__AIM OF THE EXERCISE__.
In the listing below, how many lines contain the word "React"? Please respond with the number only.

-- START OF DATA SEGMENT --

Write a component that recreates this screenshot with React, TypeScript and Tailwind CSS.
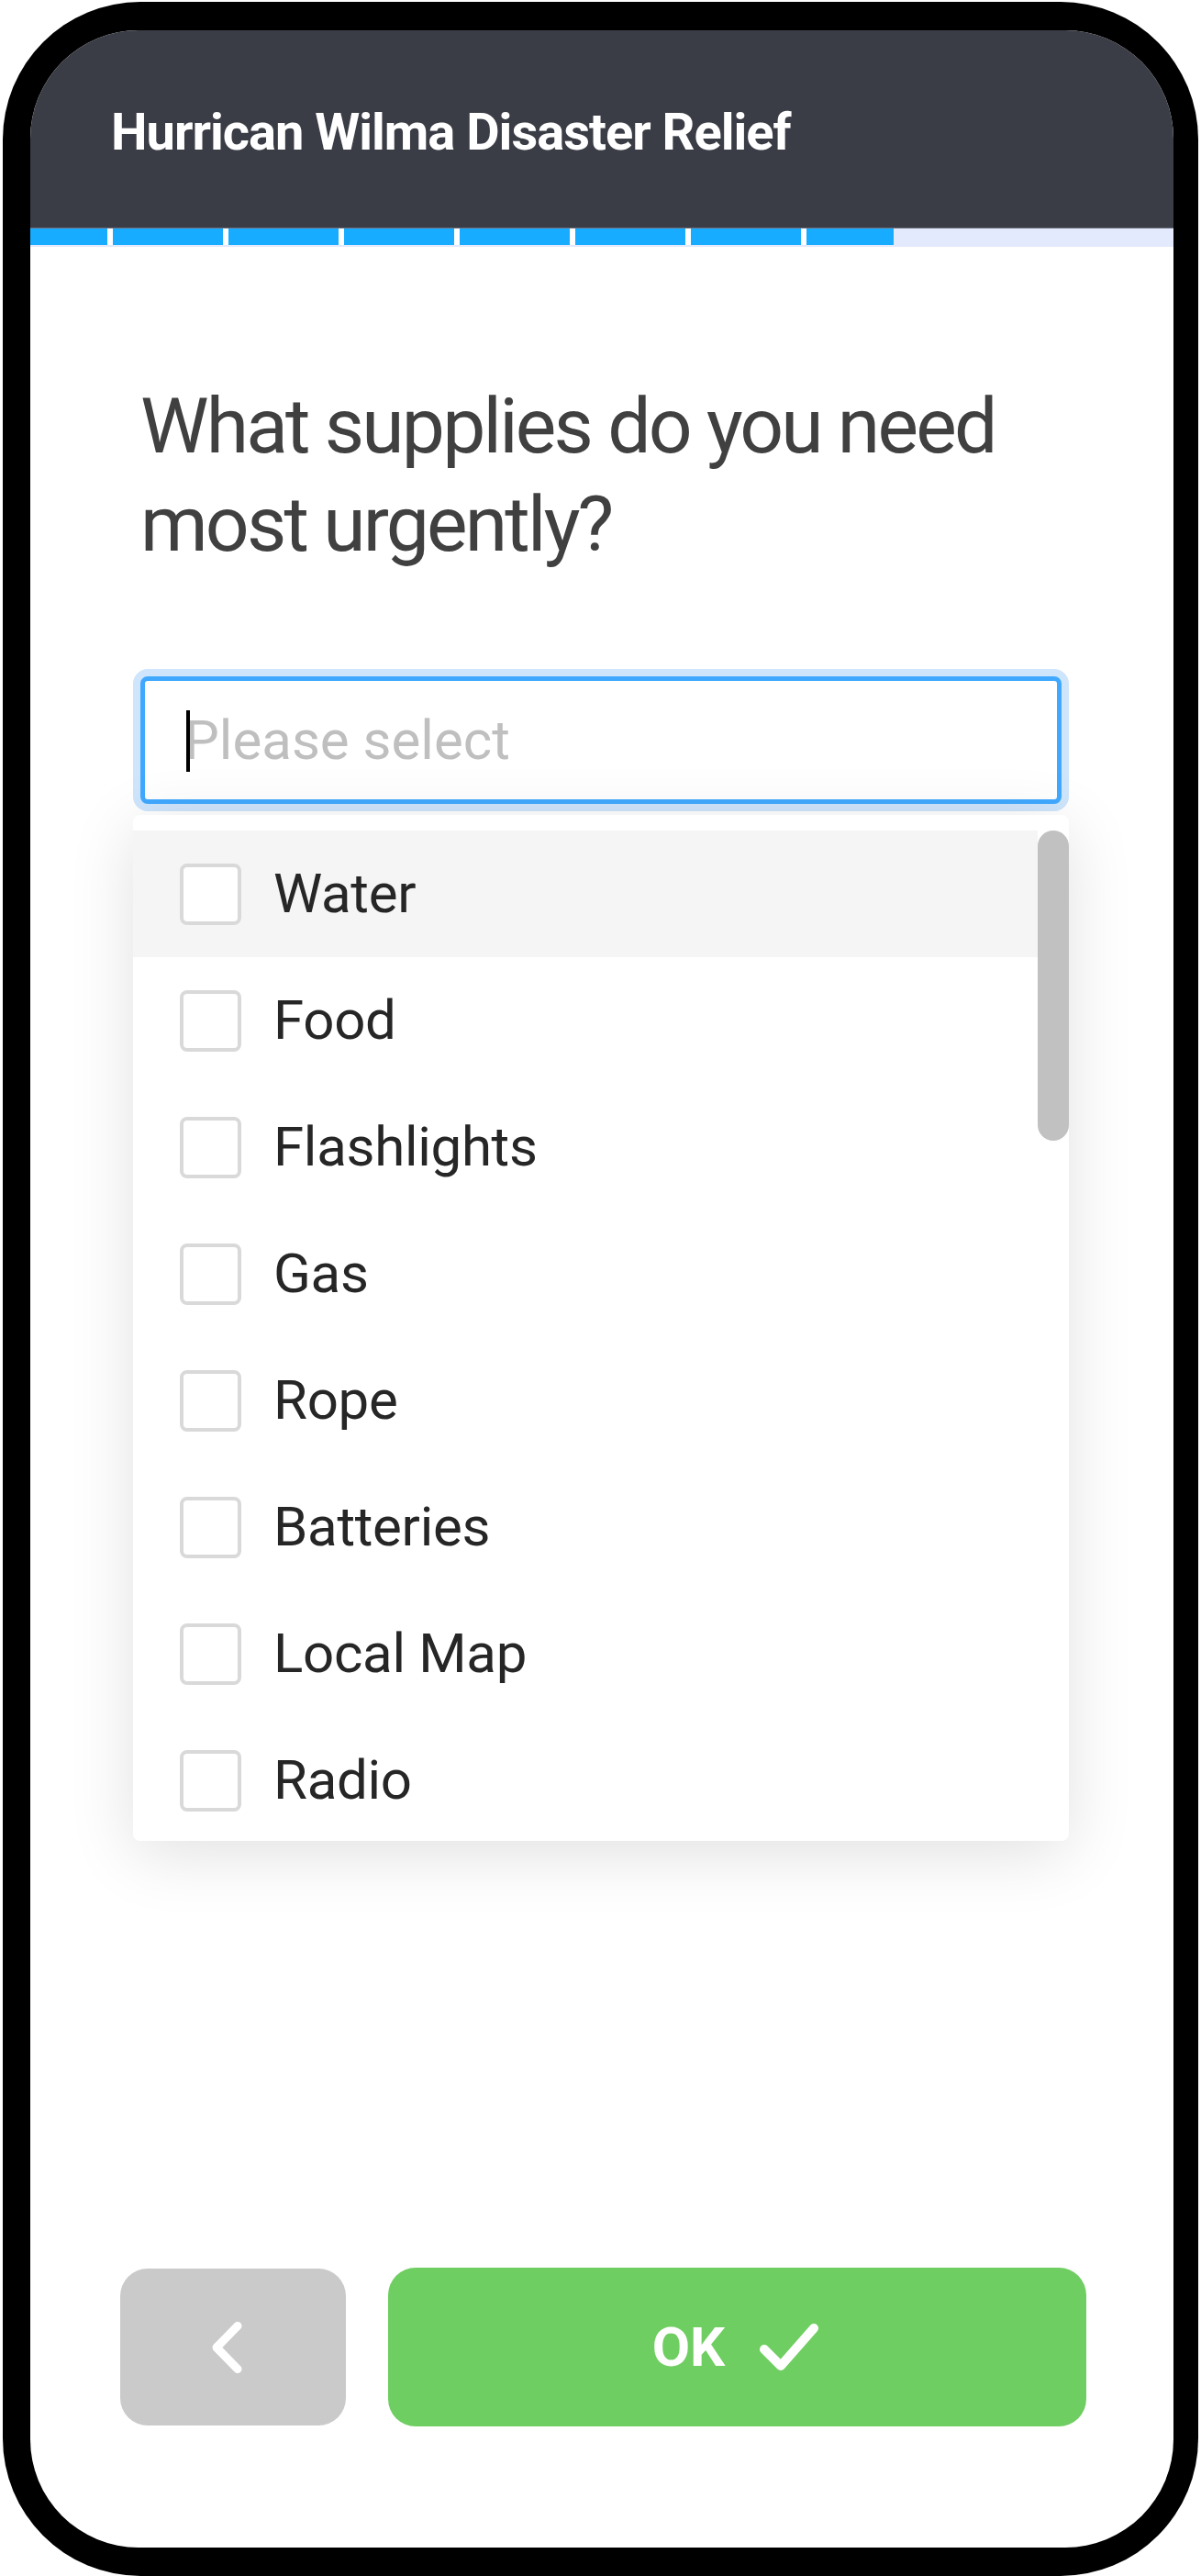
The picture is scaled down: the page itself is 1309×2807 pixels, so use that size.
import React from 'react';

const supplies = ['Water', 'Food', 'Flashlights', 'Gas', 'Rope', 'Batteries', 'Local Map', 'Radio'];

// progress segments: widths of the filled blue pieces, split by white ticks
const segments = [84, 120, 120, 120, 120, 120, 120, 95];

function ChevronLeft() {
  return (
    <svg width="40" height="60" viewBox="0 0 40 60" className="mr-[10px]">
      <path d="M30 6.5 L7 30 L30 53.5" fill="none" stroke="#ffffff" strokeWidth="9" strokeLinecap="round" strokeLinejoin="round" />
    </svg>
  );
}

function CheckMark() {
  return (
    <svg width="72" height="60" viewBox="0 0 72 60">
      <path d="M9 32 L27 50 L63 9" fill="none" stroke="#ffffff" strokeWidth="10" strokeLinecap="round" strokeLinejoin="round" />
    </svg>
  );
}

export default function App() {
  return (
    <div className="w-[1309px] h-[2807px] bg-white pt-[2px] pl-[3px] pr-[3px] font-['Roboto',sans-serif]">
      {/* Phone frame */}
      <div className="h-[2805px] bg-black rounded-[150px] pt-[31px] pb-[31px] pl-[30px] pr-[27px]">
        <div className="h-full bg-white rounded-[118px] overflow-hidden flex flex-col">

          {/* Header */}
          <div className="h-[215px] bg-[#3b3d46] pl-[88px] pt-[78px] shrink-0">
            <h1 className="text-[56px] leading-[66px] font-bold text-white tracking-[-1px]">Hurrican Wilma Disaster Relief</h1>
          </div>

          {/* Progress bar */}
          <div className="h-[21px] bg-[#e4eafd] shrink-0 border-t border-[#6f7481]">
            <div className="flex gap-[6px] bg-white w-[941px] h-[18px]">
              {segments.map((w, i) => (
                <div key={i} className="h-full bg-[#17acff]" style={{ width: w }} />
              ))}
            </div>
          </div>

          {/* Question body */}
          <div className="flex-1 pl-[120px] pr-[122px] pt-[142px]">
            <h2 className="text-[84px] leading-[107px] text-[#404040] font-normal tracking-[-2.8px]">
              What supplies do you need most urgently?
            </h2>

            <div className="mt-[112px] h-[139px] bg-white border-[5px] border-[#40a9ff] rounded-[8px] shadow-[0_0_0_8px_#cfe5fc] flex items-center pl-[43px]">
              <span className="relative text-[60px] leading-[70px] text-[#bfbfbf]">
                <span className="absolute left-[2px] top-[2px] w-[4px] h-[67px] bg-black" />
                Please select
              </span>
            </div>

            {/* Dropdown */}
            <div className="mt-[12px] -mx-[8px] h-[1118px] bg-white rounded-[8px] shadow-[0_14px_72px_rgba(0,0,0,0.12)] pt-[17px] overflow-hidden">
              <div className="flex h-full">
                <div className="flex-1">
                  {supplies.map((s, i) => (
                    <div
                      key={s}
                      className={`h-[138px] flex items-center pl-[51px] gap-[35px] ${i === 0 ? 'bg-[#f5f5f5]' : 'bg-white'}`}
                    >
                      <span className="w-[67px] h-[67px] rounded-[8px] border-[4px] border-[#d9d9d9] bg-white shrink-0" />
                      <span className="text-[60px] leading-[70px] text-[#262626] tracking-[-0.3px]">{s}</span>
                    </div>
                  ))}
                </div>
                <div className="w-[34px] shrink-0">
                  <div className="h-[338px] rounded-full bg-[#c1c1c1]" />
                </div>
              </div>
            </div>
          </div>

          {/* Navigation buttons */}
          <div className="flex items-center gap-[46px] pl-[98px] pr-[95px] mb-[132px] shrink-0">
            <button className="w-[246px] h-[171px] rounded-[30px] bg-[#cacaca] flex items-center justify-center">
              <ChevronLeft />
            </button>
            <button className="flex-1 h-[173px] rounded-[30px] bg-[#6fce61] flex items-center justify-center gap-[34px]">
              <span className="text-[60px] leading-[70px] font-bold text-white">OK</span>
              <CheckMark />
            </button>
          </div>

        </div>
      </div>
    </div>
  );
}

-- END OF DATA SEGMENT --

__REPLY__.
2